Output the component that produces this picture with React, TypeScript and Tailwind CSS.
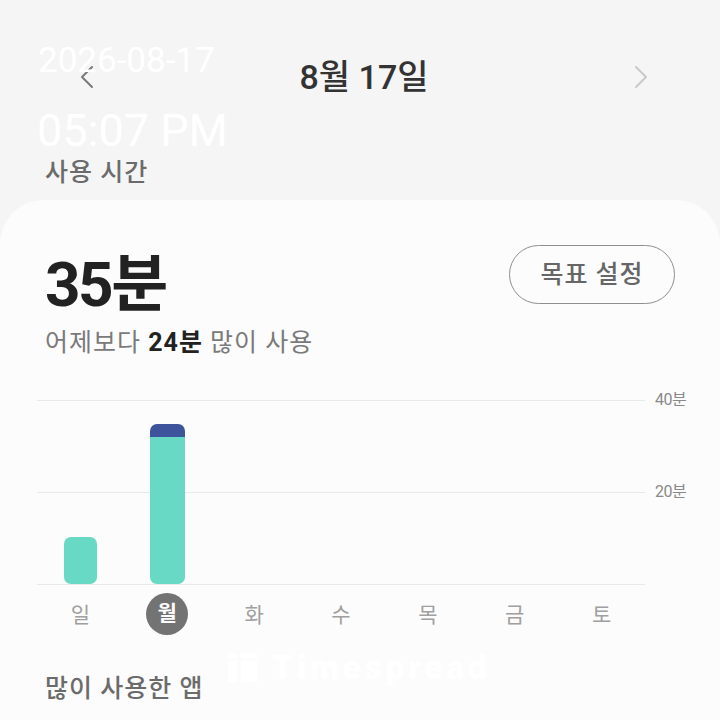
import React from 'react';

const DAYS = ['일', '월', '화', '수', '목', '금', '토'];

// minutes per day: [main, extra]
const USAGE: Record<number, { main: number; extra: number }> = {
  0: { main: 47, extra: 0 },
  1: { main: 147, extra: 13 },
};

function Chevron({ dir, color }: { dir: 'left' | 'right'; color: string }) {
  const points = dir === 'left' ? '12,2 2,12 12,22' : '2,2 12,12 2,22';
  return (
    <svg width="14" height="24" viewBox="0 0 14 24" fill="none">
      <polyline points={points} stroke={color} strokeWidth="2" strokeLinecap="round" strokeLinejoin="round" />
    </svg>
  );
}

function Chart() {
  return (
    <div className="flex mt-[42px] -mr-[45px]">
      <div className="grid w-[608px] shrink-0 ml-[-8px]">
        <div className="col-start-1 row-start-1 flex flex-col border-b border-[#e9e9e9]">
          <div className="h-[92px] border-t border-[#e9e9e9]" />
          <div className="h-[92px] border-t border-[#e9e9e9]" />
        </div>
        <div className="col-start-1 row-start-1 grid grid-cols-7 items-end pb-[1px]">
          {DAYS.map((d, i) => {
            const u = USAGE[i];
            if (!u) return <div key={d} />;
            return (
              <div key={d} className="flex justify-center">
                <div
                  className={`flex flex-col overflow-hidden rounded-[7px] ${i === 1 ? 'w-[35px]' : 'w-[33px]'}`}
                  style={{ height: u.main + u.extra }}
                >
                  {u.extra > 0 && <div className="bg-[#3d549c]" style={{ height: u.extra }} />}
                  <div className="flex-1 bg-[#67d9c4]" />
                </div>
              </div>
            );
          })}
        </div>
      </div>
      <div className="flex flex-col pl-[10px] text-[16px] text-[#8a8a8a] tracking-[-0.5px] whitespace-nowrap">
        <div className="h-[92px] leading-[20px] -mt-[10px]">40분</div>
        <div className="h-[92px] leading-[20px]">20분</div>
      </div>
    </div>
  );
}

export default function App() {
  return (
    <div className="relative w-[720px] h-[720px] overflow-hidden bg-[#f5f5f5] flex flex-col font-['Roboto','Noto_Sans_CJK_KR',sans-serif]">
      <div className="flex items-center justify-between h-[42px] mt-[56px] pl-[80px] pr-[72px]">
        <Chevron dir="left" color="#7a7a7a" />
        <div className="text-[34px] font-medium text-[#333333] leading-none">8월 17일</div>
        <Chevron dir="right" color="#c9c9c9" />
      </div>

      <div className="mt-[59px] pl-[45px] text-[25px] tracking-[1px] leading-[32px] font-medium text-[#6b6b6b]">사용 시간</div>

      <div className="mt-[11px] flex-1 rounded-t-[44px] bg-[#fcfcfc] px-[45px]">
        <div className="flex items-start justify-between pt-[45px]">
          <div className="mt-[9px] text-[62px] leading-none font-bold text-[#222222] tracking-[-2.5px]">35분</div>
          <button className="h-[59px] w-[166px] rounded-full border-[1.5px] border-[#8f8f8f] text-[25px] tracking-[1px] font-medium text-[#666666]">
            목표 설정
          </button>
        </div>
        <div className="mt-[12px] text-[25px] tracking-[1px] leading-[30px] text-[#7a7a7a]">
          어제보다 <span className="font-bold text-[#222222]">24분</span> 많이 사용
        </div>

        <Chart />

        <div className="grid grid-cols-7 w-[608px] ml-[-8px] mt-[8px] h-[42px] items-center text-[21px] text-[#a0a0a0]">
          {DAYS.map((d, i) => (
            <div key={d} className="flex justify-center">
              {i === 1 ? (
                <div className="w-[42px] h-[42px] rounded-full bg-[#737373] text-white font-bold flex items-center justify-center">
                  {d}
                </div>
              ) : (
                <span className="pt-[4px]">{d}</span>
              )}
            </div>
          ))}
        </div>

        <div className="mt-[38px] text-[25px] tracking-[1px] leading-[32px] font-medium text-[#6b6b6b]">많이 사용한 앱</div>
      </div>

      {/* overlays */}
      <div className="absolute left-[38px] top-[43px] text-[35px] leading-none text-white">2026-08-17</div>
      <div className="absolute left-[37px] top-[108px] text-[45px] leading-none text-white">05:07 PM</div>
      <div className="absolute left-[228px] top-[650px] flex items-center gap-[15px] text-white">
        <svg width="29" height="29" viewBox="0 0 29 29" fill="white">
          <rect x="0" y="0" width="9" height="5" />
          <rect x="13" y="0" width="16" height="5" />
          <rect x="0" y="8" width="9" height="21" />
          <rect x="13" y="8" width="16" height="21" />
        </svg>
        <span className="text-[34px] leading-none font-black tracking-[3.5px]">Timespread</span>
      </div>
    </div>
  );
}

Exercise description:
Up to and including the line with "const DAYS = ['일', '월', '화', '수', '목', '금', '토'];", copy the data above from its first line. Skip pictures.

Task answer:
Output the component that produces this picture with React, TypeScript and Tailwind CSS.
import React from 'react';

const DAYS = ['일', '월', '화', '수', '목', '금', '토'];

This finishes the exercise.